§ **What you need to do**:
Pull out every line below holding the word "components".

§ **Extracted entries**:
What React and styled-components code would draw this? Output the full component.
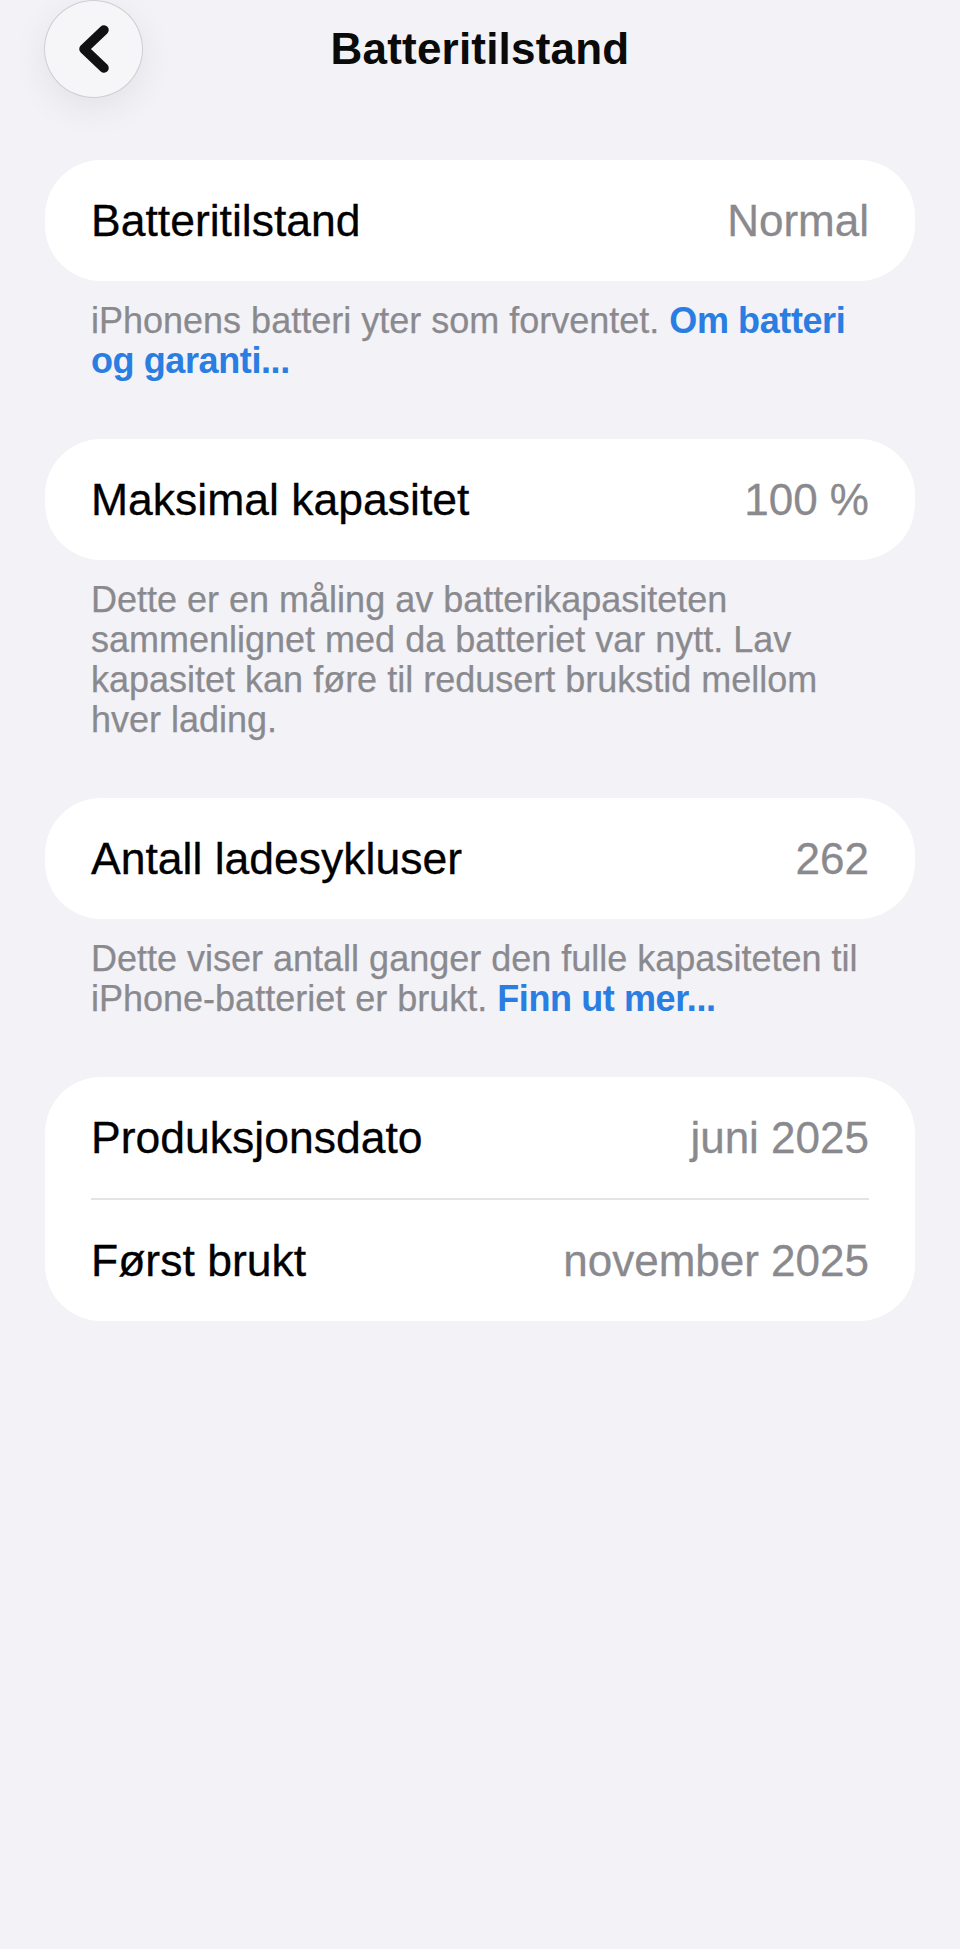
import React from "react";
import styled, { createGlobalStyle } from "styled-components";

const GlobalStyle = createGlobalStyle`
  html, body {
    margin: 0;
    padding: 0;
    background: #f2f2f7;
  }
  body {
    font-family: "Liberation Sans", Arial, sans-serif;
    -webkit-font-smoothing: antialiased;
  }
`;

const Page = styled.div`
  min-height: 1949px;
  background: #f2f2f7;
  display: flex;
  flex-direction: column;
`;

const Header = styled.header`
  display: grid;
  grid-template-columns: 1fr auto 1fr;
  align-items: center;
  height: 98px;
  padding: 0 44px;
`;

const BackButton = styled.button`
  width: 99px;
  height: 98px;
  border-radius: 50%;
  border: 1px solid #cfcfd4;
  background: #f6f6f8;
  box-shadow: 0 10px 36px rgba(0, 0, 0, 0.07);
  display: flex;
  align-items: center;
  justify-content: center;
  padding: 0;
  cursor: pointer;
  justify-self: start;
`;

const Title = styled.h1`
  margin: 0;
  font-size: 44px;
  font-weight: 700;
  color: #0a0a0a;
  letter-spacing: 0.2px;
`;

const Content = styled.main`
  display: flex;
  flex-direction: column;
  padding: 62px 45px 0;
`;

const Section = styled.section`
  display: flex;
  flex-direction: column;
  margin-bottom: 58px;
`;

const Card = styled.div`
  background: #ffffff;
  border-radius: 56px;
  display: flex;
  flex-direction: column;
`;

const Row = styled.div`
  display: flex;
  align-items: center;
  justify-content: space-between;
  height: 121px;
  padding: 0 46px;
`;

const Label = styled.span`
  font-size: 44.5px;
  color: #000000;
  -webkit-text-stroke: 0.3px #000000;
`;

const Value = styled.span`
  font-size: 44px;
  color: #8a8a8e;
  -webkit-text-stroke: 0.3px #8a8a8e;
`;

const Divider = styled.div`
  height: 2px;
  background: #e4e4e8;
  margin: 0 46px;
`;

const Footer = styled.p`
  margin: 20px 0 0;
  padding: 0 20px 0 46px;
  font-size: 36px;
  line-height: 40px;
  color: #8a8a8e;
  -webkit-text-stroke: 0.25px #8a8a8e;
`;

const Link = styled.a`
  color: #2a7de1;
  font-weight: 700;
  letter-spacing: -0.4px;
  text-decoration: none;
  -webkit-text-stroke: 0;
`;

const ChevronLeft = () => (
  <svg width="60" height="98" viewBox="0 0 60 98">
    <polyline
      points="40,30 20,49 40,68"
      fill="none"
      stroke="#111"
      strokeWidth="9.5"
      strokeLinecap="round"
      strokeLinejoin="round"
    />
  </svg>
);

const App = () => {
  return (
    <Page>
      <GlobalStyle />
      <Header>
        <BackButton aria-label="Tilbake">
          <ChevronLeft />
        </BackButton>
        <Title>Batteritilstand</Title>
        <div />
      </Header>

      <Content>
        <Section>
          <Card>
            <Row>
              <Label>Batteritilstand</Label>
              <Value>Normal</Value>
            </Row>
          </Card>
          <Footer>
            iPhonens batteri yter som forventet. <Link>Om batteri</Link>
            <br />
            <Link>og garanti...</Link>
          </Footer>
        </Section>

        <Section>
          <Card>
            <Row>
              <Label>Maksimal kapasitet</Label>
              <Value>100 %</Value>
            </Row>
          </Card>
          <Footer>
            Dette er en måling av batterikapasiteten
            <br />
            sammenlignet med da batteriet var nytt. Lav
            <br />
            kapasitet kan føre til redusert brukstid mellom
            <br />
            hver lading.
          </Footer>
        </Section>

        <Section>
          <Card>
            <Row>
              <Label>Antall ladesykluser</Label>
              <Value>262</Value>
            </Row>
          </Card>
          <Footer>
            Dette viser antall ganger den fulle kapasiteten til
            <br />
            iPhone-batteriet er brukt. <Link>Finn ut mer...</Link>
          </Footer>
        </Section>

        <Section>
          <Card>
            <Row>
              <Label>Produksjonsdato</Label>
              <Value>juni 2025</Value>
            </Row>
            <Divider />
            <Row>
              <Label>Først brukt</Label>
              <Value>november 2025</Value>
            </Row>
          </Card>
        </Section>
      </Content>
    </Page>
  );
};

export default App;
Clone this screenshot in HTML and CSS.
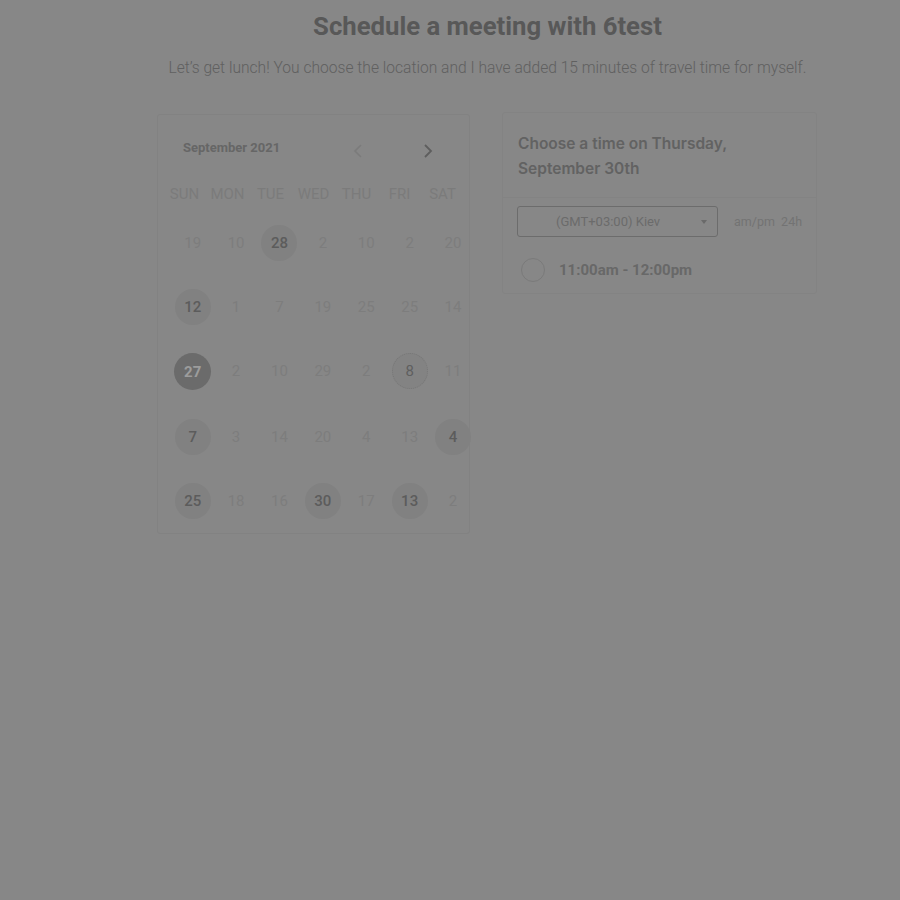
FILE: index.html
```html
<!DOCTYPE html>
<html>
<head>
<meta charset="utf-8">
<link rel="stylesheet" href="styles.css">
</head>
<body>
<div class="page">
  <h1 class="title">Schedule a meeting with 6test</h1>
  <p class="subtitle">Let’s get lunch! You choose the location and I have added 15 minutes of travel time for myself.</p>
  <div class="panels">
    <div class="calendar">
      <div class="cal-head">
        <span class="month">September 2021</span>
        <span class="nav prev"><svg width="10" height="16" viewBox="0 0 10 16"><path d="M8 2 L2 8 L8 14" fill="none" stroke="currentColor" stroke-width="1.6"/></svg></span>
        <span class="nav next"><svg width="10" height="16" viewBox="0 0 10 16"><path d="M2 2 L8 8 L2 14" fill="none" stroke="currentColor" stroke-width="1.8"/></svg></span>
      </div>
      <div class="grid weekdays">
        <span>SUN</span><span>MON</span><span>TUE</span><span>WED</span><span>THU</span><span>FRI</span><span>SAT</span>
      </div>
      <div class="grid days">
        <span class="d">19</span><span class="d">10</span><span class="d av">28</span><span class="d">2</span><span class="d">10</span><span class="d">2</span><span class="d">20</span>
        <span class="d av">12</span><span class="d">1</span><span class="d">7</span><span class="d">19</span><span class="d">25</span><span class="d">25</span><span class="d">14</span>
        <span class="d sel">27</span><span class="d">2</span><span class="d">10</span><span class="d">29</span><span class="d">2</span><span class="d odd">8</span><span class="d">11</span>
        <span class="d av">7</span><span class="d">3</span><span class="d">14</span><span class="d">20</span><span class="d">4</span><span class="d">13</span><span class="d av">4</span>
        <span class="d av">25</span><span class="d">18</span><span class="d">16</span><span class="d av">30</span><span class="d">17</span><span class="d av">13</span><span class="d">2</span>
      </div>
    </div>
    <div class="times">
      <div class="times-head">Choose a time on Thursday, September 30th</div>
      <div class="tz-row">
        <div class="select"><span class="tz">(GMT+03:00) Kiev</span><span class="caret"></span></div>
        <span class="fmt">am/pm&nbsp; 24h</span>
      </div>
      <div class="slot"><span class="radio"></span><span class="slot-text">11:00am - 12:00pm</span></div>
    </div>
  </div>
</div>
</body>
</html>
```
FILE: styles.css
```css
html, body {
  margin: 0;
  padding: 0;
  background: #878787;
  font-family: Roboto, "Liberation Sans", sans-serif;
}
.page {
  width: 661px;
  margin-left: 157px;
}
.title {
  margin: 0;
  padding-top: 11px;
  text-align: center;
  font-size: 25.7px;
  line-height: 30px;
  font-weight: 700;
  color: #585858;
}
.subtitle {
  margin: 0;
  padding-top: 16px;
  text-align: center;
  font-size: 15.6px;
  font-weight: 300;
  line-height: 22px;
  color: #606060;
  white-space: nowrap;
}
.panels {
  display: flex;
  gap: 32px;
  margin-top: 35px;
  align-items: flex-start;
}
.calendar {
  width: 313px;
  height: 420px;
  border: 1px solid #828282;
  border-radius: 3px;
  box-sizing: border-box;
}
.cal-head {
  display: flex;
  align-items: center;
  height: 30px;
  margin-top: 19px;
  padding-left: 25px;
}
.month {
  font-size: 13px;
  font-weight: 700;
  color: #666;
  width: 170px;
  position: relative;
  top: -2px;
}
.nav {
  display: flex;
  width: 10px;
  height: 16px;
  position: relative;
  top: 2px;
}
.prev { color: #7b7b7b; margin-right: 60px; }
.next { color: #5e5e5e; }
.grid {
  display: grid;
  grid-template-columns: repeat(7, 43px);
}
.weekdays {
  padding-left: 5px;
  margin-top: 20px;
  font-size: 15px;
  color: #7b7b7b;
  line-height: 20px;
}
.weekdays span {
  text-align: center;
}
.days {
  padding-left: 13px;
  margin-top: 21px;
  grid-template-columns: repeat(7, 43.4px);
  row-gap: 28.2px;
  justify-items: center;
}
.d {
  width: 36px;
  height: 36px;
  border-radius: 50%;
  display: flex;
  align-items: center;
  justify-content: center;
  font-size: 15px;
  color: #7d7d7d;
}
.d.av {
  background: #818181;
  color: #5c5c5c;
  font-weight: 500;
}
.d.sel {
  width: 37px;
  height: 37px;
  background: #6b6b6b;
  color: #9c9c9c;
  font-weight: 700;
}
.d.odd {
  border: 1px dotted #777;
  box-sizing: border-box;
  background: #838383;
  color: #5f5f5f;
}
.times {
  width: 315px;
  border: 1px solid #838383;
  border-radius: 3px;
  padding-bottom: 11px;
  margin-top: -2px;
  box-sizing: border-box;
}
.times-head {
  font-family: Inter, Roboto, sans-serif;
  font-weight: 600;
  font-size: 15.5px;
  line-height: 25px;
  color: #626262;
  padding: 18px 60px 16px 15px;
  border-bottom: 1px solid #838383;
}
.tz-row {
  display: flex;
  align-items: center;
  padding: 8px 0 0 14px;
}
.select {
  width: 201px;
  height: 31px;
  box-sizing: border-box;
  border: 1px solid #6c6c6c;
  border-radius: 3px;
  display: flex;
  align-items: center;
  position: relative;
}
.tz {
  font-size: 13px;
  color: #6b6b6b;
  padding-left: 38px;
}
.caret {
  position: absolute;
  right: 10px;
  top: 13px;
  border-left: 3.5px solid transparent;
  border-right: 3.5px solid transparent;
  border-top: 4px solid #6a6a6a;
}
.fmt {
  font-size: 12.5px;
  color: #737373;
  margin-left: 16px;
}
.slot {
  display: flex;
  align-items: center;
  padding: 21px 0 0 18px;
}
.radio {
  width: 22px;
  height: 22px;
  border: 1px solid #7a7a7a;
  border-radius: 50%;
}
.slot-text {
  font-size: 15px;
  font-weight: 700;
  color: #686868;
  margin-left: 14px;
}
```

§ **Solution for this exercise**:
What React and styled-components code would draw this? Output the full component.
import styled, { createGlobalStyle } from "styled-components";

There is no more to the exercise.